A Renewable and Antibacterial Solar Evaporator for Efficient Seawater Desalination: Performance Analysis and Empirical Formula

Abstract Interfacial solar evaporation has been considered as a compromising way to alleviate water shortage. However, when applied in real sea water environment, the undissolved salt accumulation and bacteria adhesion will cause blockage and fouling problem of the evaporator, and deteriorate its evaporation performance. Herein, a solar evaporator based on hollow cylinder‐shaped photocatalytic modified ceramic with renewability and antibacterial activity is fabricated for efficient seawater desalination. This evaporator can reach an evaporation rate of 3.43 kg m −2 h −1 in the normal environment (1 sun irradiation, 50% ambient relative humidity and 0 m s −1 convective airflow) and also can reach a rate of 28.9 kg m −2 h −1 in the controlled environment (1 sun irradiation, 10% ambient relative humidity and 5 m s −1 convective airflow) due to the sufficient effective evaporation area and timely vapor diffusion.
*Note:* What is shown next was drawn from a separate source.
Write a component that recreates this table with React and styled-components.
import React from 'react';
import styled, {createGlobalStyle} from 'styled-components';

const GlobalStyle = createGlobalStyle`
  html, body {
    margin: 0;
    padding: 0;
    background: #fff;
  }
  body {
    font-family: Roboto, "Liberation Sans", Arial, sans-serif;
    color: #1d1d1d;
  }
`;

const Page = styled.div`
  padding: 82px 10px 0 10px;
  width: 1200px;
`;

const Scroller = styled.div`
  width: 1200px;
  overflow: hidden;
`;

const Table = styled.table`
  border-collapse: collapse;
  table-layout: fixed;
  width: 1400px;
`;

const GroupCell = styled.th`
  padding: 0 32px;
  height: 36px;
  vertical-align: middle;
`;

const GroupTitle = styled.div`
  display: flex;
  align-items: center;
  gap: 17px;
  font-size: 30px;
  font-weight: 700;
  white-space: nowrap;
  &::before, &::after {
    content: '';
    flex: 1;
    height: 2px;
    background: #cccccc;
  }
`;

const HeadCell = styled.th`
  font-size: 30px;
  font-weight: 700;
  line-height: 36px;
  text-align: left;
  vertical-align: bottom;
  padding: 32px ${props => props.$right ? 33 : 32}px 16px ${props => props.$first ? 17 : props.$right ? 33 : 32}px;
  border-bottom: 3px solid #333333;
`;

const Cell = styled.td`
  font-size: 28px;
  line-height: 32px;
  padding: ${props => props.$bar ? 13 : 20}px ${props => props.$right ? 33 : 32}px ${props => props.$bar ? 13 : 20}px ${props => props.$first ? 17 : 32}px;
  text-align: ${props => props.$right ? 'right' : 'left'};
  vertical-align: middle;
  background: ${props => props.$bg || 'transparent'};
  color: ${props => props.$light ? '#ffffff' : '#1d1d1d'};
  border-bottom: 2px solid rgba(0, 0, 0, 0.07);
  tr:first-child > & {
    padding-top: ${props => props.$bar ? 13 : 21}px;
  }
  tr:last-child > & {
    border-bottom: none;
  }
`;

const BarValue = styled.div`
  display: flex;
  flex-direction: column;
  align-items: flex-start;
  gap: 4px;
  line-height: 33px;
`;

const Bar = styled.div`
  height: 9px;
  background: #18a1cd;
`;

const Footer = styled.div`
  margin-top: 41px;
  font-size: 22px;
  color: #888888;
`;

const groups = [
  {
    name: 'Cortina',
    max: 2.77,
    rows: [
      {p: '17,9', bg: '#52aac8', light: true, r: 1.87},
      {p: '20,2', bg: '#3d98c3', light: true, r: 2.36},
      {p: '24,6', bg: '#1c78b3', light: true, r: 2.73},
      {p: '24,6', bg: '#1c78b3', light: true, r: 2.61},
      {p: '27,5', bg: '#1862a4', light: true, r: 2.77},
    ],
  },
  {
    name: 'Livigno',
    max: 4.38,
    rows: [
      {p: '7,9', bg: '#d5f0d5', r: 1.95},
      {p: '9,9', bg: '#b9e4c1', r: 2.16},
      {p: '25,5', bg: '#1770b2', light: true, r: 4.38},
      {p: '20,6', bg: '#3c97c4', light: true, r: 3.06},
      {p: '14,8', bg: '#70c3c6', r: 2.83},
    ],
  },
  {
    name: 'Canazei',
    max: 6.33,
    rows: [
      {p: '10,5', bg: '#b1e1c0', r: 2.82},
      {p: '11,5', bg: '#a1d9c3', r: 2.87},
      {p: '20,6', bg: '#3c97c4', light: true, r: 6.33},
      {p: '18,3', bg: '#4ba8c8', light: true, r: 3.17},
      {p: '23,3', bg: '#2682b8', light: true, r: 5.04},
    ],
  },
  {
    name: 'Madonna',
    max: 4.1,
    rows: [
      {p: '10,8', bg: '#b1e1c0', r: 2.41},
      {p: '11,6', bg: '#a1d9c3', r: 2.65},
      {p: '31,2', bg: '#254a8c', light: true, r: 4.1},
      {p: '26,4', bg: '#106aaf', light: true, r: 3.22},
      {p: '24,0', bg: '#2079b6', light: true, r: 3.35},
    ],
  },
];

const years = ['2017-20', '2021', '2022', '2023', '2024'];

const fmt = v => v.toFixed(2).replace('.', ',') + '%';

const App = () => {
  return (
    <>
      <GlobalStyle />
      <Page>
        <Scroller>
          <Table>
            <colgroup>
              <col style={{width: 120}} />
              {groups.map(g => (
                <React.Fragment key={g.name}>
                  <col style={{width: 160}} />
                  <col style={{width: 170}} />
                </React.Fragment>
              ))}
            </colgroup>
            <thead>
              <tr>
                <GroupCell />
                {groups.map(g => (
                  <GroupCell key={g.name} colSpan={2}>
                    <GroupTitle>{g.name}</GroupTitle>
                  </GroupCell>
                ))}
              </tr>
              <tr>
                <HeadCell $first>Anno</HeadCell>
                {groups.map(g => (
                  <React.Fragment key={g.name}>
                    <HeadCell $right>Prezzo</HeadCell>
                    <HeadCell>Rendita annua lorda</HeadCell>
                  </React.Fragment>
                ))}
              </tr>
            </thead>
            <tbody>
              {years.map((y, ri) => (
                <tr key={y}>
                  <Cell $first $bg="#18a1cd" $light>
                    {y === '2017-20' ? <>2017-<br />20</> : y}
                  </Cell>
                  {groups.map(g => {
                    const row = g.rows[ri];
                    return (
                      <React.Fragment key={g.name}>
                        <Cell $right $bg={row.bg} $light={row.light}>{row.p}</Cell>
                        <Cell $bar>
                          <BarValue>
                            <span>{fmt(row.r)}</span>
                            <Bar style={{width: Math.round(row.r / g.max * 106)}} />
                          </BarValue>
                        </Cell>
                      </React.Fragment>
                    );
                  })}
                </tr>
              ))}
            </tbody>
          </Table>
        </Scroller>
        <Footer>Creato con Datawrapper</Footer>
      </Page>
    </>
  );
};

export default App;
Meanwhile, after long‐term desalination of real seawater, the blocked evaporators can be regenerated by acid treatment. The evaporator also shows 91.7% antibacterial ratio due to photocatalytic modification. In the field environment, the array evaporator shows a good evaporation performance of 54.5 kg m −2 for continuous 10 h. Finally, the empirical formula is obtained to quantitatively analyze the environmental factors and predict the evaporation rate in practical application.